Web page code records
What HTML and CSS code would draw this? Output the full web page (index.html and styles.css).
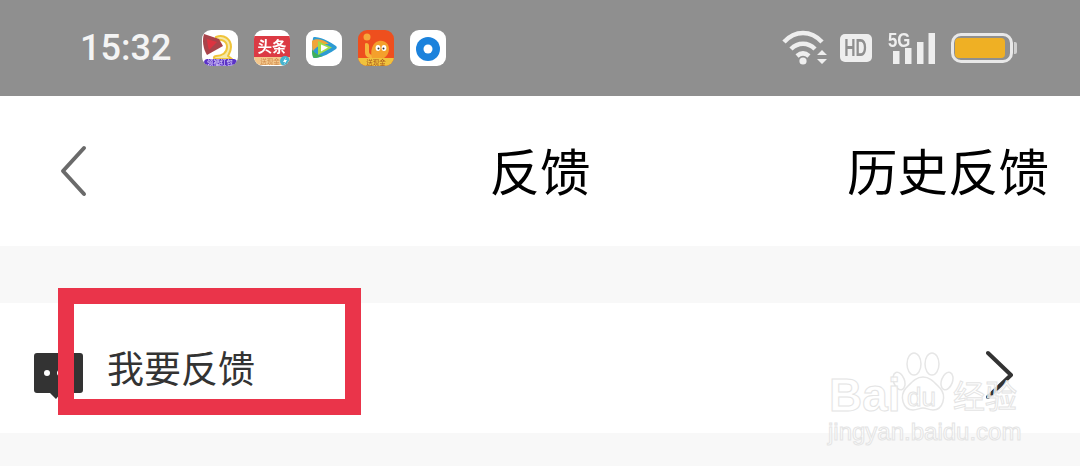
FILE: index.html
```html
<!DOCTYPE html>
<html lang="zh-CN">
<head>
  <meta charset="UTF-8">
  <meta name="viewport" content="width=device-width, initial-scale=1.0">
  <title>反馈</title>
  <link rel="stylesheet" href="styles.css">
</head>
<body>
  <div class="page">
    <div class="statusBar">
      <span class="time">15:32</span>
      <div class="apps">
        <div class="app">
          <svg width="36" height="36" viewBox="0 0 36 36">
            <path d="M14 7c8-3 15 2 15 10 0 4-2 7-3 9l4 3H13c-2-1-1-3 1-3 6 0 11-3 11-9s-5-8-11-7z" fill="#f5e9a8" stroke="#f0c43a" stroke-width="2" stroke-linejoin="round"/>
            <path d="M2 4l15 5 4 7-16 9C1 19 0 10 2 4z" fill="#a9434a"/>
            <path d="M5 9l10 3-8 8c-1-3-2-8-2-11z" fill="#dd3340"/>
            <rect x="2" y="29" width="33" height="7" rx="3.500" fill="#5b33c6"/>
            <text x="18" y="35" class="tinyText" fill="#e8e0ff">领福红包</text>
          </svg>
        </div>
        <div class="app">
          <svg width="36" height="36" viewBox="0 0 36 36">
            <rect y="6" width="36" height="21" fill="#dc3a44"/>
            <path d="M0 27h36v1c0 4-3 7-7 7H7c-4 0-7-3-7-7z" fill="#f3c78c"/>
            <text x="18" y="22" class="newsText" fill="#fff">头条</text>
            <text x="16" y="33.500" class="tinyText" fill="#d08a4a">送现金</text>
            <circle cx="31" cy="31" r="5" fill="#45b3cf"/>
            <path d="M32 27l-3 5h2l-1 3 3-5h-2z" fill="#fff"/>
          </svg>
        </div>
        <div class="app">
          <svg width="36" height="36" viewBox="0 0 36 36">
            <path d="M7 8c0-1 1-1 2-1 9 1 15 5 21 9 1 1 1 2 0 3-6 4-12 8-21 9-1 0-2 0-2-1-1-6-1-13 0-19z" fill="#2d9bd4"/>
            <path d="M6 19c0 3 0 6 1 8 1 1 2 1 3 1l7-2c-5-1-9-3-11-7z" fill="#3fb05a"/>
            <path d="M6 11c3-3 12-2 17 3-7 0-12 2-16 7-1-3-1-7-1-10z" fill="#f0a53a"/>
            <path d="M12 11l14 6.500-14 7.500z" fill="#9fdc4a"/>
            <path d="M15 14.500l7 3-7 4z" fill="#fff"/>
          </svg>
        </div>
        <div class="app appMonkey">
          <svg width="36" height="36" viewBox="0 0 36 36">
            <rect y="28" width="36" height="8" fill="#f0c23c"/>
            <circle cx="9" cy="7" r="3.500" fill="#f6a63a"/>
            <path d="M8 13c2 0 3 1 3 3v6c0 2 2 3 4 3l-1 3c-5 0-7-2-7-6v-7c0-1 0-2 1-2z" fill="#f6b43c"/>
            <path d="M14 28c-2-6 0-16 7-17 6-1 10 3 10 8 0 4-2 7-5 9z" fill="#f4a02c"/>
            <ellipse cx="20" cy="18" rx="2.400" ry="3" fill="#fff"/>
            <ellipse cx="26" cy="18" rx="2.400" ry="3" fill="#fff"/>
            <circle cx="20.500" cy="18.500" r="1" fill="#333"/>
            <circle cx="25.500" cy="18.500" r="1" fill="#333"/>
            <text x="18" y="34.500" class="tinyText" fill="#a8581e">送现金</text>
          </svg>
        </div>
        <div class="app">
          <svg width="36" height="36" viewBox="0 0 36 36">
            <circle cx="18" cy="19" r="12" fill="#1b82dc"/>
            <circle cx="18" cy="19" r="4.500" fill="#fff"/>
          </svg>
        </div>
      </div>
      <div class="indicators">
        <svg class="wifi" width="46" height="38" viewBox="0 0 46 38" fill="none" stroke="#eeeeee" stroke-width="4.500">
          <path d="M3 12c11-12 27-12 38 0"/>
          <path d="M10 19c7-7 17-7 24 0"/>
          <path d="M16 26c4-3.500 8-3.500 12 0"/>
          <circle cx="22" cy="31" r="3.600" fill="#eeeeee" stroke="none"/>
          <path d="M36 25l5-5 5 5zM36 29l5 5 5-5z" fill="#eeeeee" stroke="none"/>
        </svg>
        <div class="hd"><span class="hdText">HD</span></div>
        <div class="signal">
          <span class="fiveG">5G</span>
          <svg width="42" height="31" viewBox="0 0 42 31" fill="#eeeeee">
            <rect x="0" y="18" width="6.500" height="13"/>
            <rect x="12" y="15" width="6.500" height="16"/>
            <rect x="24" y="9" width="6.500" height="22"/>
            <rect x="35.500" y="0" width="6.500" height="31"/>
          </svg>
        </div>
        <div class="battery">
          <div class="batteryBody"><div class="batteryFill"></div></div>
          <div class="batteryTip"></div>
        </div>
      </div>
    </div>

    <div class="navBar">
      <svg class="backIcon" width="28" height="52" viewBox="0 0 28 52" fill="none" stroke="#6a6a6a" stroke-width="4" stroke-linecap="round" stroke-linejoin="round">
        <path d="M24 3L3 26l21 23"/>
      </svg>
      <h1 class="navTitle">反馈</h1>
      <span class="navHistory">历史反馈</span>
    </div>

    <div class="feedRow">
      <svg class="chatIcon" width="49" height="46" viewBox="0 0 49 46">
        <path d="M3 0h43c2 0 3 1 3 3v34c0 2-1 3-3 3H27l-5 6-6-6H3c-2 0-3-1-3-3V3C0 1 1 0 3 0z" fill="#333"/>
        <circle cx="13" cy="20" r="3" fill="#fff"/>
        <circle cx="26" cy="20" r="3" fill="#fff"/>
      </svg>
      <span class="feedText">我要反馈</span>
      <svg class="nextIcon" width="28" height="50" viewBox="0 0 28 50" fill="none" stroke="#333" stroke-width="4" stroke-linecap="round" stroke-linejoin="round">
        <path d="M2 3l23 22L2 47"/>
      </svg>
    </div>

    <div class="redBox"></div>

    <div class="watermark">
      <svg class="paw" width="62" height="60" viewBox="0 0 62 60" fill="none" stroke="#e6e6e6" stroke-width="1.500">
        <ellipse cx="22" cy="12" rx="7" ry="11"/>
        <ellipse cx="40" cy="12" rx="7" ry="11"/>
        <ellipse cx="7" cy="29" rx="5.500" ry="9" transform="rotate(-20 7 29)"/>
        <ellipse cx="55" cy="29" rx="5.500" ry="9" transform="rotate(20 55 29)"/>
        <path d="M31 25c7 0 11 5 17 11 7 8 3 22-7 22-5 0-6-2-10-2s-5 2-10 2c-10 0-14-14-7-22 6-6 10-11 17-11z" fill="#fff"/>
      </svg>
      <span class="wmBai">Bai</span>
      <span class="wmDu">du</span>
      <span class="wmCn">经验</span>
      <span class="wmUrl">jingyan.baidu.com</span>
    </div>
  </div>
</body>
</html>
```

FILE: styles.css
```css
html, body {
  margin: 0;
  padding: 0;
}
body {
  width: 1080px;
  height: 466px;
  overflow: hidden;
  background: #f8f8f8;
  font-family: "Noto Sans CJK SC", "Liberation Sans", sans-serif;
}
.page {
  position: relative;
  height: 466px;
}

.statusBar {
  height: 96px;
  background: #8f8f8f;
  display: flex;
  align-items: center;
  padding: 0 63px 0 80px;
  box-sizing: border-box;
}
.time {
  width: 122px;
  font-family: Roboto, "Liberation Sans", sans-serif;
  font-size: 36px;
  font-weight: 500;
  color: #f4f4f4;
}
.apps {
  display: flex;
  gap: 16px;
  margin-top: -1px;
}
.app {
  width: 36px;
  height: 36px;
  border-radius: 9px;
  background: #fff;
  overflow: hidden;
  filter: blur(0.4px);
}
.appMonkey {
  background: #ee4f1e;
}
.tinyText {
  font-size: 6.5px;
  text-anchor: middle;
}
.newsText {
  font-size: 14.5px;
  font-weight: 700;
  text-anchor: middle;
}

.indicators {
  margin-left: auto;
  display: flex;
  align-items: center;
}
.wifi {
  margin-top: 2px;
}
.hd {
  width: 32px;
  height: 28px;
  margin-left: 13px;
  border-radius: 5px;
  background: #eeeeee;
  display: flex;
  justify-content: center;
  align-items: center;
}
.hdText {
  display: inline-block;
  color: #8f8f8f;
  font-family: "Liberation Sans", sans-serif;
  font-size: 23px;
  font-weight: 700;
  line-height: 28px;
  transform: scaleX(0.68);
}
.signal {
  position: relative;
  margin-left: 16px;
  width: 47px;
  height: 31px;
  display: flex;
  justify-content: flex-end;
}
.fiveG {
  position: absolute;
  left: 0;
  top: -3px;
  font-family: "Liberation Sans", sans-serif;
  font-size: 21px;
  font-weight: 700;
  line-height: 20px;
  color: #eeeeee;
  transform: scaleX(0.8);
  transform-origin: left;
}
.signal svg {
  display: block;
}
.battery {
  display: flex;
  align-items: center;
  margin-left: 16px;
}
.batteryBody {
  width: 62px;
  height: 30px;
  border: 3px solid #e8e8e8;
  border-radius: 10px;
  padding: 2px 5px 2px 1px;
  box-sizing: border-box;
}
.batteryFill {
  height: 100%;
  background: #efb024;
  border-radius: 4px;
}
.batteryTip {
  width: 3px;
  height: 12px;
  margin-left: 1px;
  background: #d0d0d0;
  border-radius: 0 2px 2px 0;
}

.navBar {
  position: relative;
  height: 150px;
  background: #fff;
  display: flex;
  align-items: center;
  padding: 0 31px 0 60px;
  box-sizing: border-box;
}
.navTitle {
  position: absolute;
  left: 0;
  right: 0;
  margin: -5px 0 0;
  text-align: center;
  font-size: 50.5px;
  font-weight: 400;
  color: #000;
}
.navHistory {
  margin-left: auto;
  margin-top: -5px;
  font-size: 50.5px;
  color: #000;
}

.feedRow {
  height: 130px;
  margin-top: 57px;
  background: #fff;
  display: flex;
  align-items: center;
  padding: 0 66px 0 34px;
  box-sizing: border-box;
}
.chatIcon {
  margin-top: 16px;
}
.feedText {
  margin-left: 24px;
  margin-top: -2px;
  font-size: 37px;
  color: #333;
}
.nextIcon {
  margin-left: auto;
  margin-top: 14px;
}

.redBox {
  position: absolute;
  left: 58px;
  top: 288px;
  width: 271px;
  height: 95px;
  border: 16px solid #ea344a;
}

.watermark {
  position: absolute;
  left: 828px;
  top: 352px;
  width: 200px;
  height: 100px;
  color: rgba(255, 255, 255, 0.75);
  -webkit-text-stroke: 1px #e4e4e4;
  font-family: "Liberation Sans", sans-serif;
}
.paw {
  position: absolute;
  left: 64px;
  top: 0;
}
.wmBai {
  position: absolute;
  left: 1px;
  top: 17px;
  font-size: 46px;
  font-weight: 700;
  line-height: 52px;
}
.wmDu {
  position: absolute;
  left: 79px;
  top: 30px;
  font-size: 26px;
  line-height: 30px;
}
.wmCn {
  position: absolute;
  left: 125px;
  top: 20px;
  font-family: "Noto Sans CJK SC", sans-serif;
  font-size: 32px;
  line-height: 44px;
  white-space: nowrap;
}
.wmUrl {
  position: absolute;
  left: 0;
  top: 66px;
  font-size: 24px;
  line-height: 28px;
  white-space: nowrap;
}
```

--

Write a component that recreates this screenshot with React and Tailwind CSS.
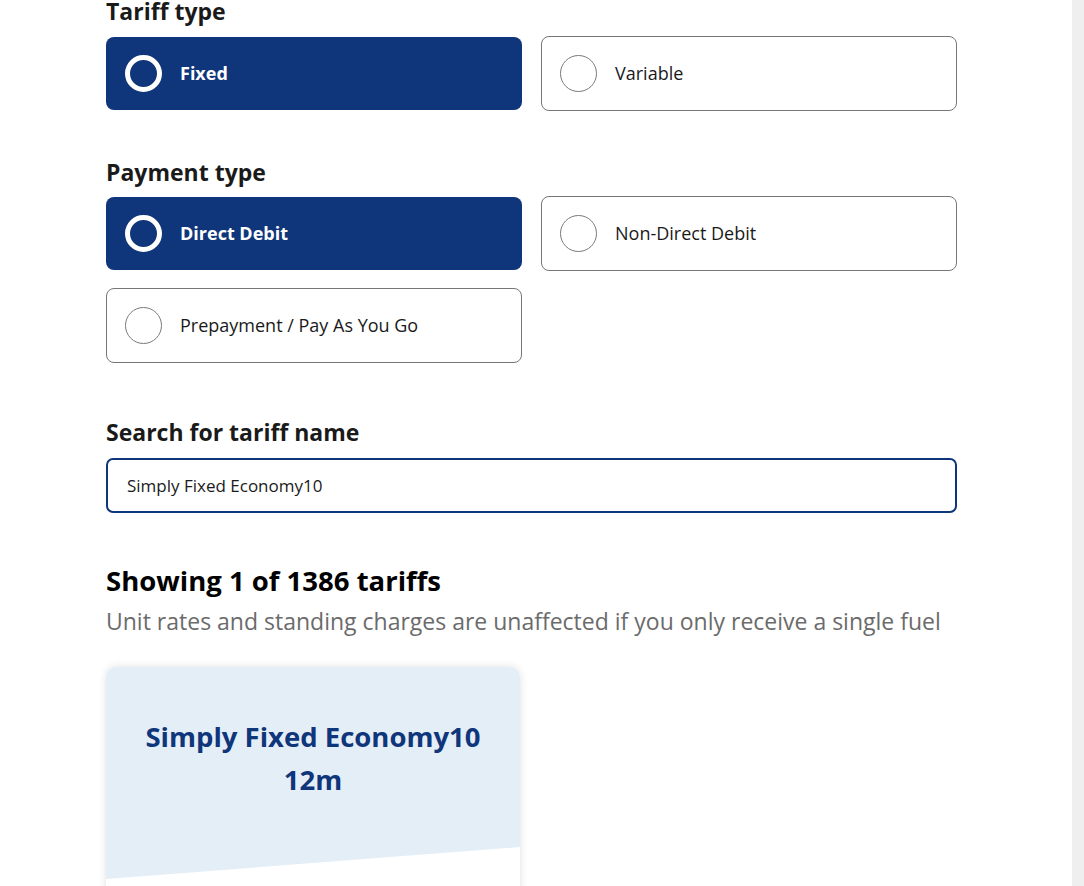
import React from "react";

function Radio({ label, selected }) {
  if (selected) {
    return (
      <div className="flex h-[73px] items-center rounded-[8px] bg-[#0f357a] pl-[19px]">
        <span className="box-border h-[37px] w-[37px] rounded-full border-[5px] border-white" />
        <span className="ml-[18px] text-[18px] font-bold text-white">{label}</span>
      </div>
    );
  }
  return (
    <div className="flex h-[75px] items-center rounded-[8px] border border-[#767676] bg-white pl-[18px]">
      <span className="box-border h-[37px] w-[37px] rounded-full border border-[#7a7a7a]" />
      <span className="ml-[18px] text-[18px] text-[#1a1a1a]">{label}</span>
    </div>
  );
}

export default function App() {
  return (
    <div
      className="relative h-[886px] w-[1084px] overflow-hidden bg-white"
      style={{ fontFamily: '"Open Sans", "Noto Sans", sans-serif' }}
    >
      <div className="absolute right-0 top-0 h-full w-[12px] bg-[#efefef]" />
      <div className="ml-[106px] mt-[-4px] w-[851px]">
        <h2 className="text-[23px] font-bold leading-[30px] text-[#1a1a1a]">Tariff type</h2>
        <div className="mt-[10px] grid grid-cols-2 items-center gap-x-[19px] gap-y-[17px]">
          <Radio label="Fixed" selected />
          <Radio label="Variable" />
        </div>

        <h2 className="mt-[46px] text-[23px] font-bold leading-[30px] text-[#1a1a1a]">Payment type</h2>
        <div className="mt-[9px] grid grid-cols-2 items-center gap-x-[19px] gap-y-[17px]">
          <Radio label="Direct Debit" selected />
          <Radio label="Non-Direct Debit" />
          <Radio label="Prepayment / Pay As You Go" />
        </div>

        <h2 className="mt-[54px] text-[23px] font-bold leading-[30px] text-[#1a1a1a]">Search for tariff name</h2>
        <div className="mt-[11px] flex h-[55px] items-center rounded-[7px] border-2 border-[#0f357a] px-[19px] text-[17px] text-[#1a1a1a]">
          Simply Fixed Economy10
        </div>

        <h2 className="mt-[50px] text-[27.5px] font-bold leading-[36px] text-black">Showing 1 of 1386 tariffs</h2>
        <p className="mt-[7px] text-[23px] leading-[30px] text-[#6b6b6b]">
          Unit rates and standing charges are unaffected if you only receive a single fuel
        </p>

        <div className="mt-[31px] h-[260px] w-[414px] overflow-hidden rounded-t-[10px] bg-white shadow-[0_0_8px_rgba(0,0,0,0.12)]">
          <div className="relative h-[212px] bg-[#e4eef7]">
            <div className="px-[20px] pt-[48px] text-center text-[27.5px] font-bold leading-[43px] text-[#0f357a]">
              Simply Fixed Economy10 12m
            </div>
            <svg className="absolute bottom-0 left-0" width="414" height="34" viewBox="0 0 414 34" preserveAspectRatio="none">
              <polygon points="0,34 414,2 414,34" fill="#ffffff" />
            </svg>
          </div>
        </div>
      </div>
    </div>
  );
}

## Given exercise
Copy out, exactly, every line from the one that contains "Write a component" through the one that contains "import React from". Pictures stay out of the copy.

## The response
Write a component that recreates this screenshot with React and Tailwind CSS.
import React from "react";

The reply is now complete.